The average conversion rate for teams which attempted at least 2,000 shots at goal in the EPL since 2002 was 11.3% or roughly one goal every nine attempts. 19 teams have passed this milestone of 2,000 attempts, with Manchester United topping the attempts table at nearly 6,000 shots and Birmingham creeping in at the bottom with a few hundred more than 2,000.

From a purely visual stand point, we can simulate a typical spread of conversion rates for each of the 19 teams, if we assume that each has an identical true converting talent of 11.3%. As expected even in this state of absolute parity, some teams appear more efficient than others simply because of random variation. One team, Spurs, in this single simulation required an average of 10 shots to score once and WBA and Birmingham were apparently the league's most lethal finishers, needing just over 8 shots to score.

If we compare this idealized, egalitarian fantasy with the reality of the last ten EPL seasons, we find that Arsenal,  Manchester United and Chelsea are the three most efficient converters of chances and Wigan, Sunderland and WBA are the least proficient. Just as importantly, the spread of shots required to score once is wider than our single simulation. Ranging from 7 shots per goal for the very best to over 11.5 for Wigan.

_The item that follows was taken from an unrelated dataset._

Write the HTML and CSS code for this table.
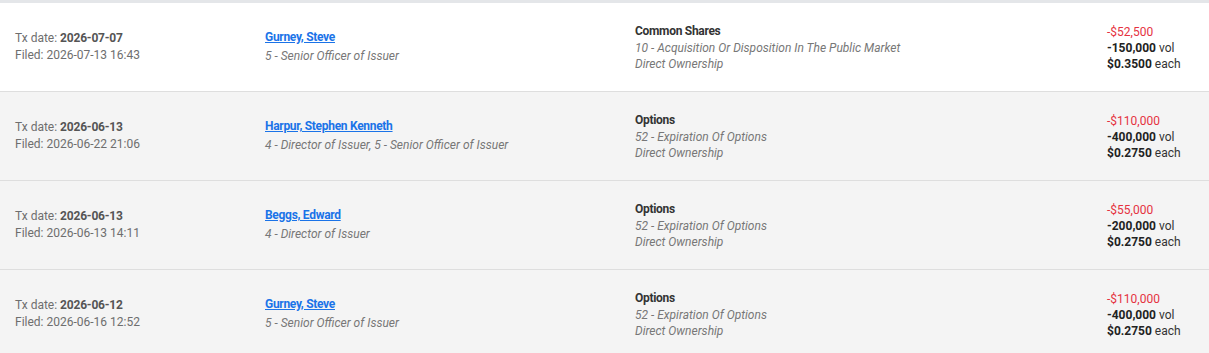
FILE: index.html
```html
<!DOCTYPE html>
<html>
<head>
<meta charset="utf-8">
<link rel="stylesheet" href="styles.css">
</head>
<body>
<div class="list">
  <div class="row white">
    <div class="cell dates"><div>Tx date: <b>2026-07-07</b></div><div>Filed: 2026-07-13 16:43</div></div>
    <div class="cell who"><div><a href="#">Gurney, Steve</a></div><div class="it">5 - Senior Officer of Issuer</div></div>
    <div class="cell sec"><div class="title">Common Shares</div><div class="it">10 - Acquisition Or Disposition In The Public Market</div><div class="it">Direct Ownership</div></div>
    <div class="cell amt"><div class="neg">-$52,500</div><div><b>-150,000</b> vol</div><div><b>$0.3500</b> each</div></div>
  </div>
  <div class="row">
    <div class="cell dates"><div>Tx date: <b>2026-06-13</b></div><div>Filed: 2026-06-22 21:06</div></div>
    <div class="cell who"><div><a href="#">Harpur, Stephen Kenneth</a></div><div class="it">4 - Director of Issuer, 5 - Senior Officer of Issuer</div></div>
    <div class="cell sec"><div class="title">Options</div><div class="it">52 - Expiration Of Options</div><div class="it">Direct Ownership</div></div>
    <div class="cell amt"><div class="neg">-$110,000</div><div><b>-400,000</b> vol</div><div><b>$0.2750</b> each</div></div>
  </div>
  <div class="row">
    <div class="cell dates"><div>Tx date: <b>2026-06-13</b></div><div>Filed: 2026-06-13 14:11</div></div>
    <div class="cell who"><div><a href="#">Beggs, Edward</a></div><div class="it">4 - Director of Issuer</div></div>
    <div class="cell sec"><div class="title">Options</div><div class="it">52 - Expiration Of Options</div><div class="it">Direct Ownership</div></div>
    <div class="cell amt"><div class="neg">-$55,000</div><div><b>-200,000</b> vol</div><div><b>$0.2750</b> each</div></div>
  </div>
  <div class="row">
    <div class="cell dates"><div>Tx date: <b>2026-06-12</b></div><div>Filed: 2026-06-16 12:52</div></div>
    <div class="cell who"><div><a href="#">Gurney, Steve</a></div><div class="it">5 - Senior Officer of Issuer</div></div>
    <div class="cell sec"><div class="title">Options</div><div class="it">52 - Expiration Of Options</div><div class="it">Direct Ownership</div></div>
    <div class="cell amt"><div class="neg">-$110,000</div><div><b>-400,000</b> vol</div><div><b>$0.2750</b> each</div></div>
  </div>
</div>
</body>
</html>
```
FILE: styles.css
```css
html, body {
  margin: 0;
  padding: 0;
  background: #f4f4f4;
}
body {
  font-family: Roboto, "Liberation Sans", Arial, sans-serif;
  font-size: 12px;
  line-height: 17px;
  color: #6e6e6e;
}
.list {
  border-top: 3px solid #e4e6e9;
}
.row {
  display: grid;
  grid-template-columns: 250px 370px 472px 1fr;
  padding-left: 15px;
  height: 88px;
  align-items: center;
  border-bottom: 1px solid #dedede;
  background: #f4f4f4;
}
.row.white {
  background: #ffffff;
}
.dates b {
  color: #555;
  font-weight: bold;
  letter-spacing: -0.2px;
}
.who a {
  color: #1a73e8;
  font-weight: bold;
  letter-spacing: -0.3px;
  text-decoration: underline;
}
.it {
  font-style: italic;
  color: #777;
}
.who .it {
  margin-top: 2px;
}
.sec {
  line-height: 16px;
}
.title {
  font-weight: bold;
  letter-spacing: -0.3px;
  color: #333;
  margin-bottom: 1px;
}
.amt {
  color: #333;
  line-height: 16px;
  padding-top: 1px;
}
.amt b {
  color: #222;
}
.neg {
  color: #e5323f;
}
```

The identity of the best and worst teams, along with the wider spread of shots required to score once goes part of the way to implicating other causes in addition to mere random chance being present when deciding the actually observed conversion rates seen in the EPL over a decade. Arsenal for example have scored 153 more goals than expected compared to a side converting at the league average from their 5271 shots

We can more formally calculate the size of these other "skill" factors that appear to be present in the real life EPL and use the answers to regress towards the mean each side's conversion rate to obtain a better estimate of their true conversion rates. And the difference persists. The top sides do continually buy players who can convert chances at higher rates than their counterparts in less successful sides. The difference in the number of shots needed to score once ranges from 7 for the best to 11 or more for the worst, even among relatively successful and regular members of the elite flight. If we include the likes of Derby the skill gap widens even more, although the shrinking sample size increases the likely variation in shot quality.

If we regress the simulated trial by the amount required by the distribution of randomly generated conversion rates, we find each "team" in a league decided entirely by luck needs a virtually identical 9 shots to score once. In short, the reality of the EPL over ten years is much more consistent with scoring being part skill, part random variation.